[Task] Please output every line of the material as it stands, without the pictures.

[Data extract]

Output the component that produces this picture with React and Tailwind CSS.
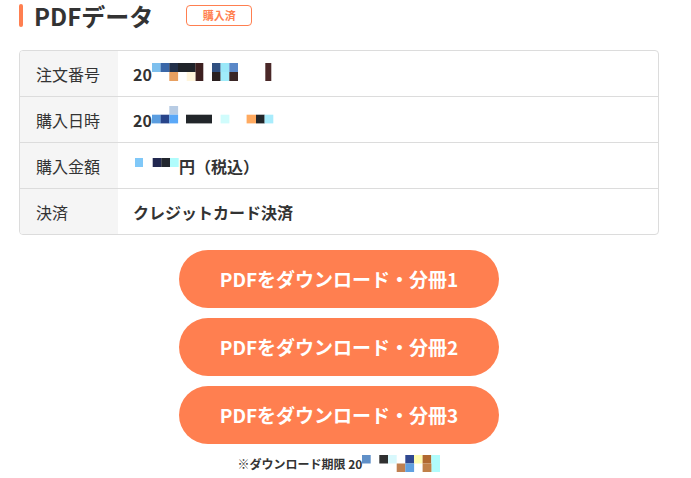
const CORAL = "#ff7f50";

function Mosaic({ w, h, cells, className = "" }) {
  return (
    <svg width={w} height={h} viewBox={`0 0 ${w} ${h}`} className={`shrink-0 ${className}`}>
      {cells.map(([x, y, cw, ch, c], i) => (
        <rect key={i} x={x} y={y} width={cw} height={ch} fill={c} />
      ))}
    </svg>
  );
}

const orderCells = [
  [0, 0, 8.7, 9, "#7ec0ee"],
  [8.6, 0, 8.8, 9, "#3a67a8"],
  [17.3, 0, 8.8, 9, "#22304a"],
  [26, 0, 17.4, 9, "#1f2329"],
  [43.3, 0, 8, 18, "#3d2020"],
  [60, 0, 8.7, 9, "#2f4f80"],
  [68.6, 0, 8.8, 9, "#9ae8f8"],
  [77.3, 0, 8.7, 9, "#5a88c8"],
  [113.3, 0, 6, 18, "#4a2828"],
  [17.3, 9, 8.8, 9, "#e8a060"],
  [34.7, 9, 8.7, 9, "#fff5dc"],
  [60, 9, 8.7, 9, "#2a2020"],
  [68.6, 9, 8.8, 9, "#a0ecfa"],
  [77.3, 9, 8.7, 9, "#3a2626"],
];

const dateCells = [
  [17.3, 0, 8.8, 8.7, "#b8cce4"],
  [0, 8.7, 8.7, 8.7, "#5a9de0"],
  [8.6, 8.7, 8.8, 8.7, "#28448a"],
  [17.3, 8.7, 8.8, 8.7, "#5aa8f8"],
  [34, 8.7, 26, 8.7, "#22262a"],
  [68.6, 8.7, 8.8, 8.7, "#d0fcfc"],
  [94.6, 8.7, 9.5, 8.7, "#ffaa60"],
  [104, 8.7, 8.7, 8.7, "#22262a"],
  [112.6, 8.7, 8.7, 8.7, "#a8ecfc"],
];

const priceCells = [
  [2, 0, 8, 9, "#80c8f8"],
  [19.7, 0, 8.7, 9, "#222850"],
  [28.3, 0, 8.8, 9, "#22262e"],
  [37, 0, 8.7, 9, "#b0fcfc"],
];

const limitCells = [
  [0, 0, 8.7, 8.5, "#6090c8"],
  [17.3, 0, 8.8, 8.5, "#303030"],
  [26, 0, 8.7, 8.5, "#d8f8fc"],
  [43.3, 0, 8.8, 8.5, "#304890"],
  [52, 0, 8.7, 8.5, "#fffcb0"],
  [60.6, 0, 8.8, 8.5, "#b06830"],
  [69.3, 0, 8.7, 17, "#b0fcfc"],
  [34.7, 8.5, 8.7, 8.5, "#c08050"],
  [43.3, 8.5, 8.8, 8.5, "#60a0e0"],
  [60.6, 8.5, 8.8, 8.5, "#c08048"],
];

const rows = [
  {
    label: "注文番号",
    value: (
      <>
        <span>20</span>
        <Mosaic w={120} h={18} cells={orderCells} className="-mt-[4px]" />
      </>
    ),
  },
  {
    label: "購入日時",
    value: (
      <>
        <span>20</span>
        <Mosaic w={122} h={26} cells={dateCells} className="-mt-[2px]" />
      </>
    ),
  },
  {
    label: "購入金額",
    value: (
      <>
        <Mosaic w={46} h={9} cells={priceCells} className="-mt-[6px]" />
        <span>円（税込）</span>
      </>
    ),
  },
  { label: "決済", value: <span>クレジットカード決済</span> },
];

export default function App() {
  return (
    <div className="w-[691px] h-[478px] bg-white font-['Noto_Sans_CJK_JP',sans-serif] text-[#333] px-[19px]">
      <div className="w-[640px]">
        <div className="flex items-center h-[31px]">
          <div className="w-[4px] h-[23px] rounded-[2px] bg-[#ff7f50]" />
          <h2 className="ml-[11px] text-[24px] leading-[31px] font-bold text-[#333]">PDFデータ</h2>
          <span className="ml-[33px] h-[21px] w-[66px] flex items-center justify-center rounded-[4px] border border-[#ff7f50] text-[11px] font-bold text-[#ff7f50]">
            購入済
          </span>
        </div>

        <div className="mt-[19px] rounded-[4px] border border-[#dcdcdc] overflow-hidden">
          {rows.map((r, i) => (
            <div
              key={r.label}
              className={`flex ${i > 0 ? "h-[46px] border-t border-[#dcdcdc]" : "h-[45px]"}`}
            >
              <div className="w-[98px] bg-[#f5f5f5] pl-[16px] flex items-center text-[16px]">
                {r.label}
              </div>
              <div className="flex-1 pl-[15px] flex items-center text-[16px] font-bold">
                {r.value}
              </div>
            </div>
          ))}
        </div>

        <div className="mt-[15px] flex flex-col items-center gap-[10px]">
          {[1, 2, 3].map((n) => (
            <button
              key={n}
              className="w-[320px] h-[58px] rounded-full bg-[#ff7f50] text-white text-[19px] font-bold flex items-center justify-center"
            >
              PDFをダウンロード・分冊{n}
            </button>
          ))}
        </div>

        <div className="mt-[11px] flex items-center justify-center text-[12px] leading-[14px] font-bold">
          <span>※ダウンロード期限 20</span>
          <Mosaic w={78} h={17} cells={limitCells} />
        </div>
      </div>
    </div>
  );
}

[Response]
Output the component that produces this picture with React and Tailwind CSS.
const CORAL = "#ff7f50";

function Mosaic({ w, h, cells, className = "" }) {
  return (
    <svg width={w} height={h} viewBox={`0 0 ${w} ${h}`} className={`shrink-0 ${className}`}>
      {cells.map(([x, y, cw, ch, c], i) => (
        <rect key={i} x={x} y={y} width={cw} height={ch} fill={c} />
      ))}
    </svg>
  );
}

const orderCells = [
  [0, 0, 8.7, 9, "#7ec0ee"],
  [8.6, 0, 8.8, 9, "#3a67a8"],
  [17.3, 0, 8.8, 9, "#22304a"],
  [26, 0, 17.4, 9, "#1f2329"],
  [43.3, 0, 8, 18, "#3d2020"],
  [60, 0, 8.7, 9, "#2f4f80"],
  [68.6, 0, 8.8, 9, "#9ae8f8"],
  [77.3, 0, 8.7, 9, "#5a88c8"],
  [113.3, 0, 6, 18, "#4a2828"],
  [17.3, 9, 8.8, 9, "#e8a060"],
  [34.7, 9, 8.7, 9, "#fff5dc"],
  [60, 9, 8.7, 9, "#2a2020"],
  [68.6, 9, 8.8, 9, "#a0ecfa"],
  [77.3, 9, 8.7, 9, "#3a2626"],
];

const dateCells = [
  [17.3, 0, 8.8, 8.7, "#b8cce4"],
  [0, 8.7, 8.7, 8.7, "#5a9de0"],
  [8.6, 8.7, 8.8, 8.7, "#28448a"],
  [17.3, 8.7, 8.8, 8.7, "#5aa8f8"],
  [34, 8.7, 26, 8.7, "#22262a"],
  [68.6, 8.7, 8.8, 8.7, "#d0fcfc"],
  [94.6, 8.7, 9.5, 8.7, "#ffaa60"],
  [104, 8.7, 8.7, 8.7, "#22262a"],
  [112.6, 8.7, 8.7, 8.7, "#a8ecfc"],
];

const priceCells = [
  [2, 0, 8, 9, "#80c8f8"],
  [19.7, 0, 8.7, 9, "#222850"],
  [28.3, 0, 8.8, 9, "#22262e"],
  [37, 0, 8.7, 9, "#b0fcfc"],
];

const limitCells = [
  [0, 0, 8.7, 8.5, "#6090c8"],
  [17.3, 0, 8.8, 8.5, "#303030"],
  [26, 0, 8.7, 8.5, "#d8f8fc"],
  [43.3, 0, 8.8, 8.5, "#304890"],
  [52, 0, 8.7, 8.5, "#fffcb0"],
  [60.6, 0, 8.8, 8.5, "#b06830"],
  [69.3, 0, 8.7, 17, "#b0fcfc"],
  [34.7, 8.5, 8.7, 8.5, "#c08050"],
  [43.3, 8.5, 8.8, 8.5, "#60a0e0"],
  [60.6, 8.5, 8.8, 8.5, "#c08048"],
];

const rows = [
  {
    label: "注文番号",
    value: (
      <>
        <span>20</span>
        <Mosaic w={120} h={18} cells={orderCells} className="-mt-[4px]" />
      </>
    ),
  },
  {
    label: "購入日時",
    value: (
      <>
        <span>20</span>
        <Mosaic w={122} h={26} cells={dateCells} className="-mt-[2px]" />
      </>
    ),
  },
  {
    label: "購入金額",
    value: (
      <>
        <Mosaic w={46} h={9} cells={priceCells} className="-mt-[6px]" />
        <span>円（税込）</span>
      </>
    ),
  },
  { label: "決済", value: <span>クレジットカード決済</span> },
];

export default function App() {
  return (
    <div className="w-[691px] h-[478px] bg-white font-['Noto_Sans_CJK_JP',sans-serif] text-[#333] px-[19px]">
      <div className="w-[640px]">
        <div className="flex items-center h-[31px]">
          <div className="w-[4px] h-[23px] rounded-[2px] bg-[#ff7f50]" />
          <h2 className="ml-[11px] text-[24px] leading-[31px] font-bold text-[#333]">PDFデータ</h2>
          <span className="ml-[33px] h-[21px] w-[66px] flex items-center justify-center rounded-[4px] border border-[#ff7f50] text-[11px] font-bold text-[#ff7f50]">
            購入済
          </span>
        </div>

        <div className="mt-[19px] rounded-[4px] border border-[#dcdcdc] overflow-hidden">
          {rows.map((r, i) => (
            <div
              key={r.label}
              className={`flex ${i > 0 ? "h-[46px] border-t border-[#dcdcdc]" : "h-[45px]"}`}
            >
              <div className="w-[98px] bg-[#f5f5f5] pl-[16px] flex items-center text-[16px]">
                {r.label}
              </div>
              <div className="flex-1 pl-[15px] flex items-center text-[16px] font-bold">
                {r.value}
              </div>
            </div>
          ))}
        </div>

        <div className="mt-[15px] flex flex-col items-center gap-[10px]">
          {[1, 2, 3].map((n) => (
            <button
              key={n}
              className="w-[320px] h-[58px] rounded-full bg-[#ff7f50] text-white text-[19px] font-bold flex items-center justify-center"
            >
              PDFをダウンロード・分冊{n}
            </button>
          ))}
        </div>

        <div className="mt-[11px] flex items-center justify-center text-[12px] leading-[14px] font-bold">
          <span>※ダウンロード期限 20</span>
          <Mosaic w={78} h={17} cells={limitCells} />
        </div>
      </div>
    </div>
  );
}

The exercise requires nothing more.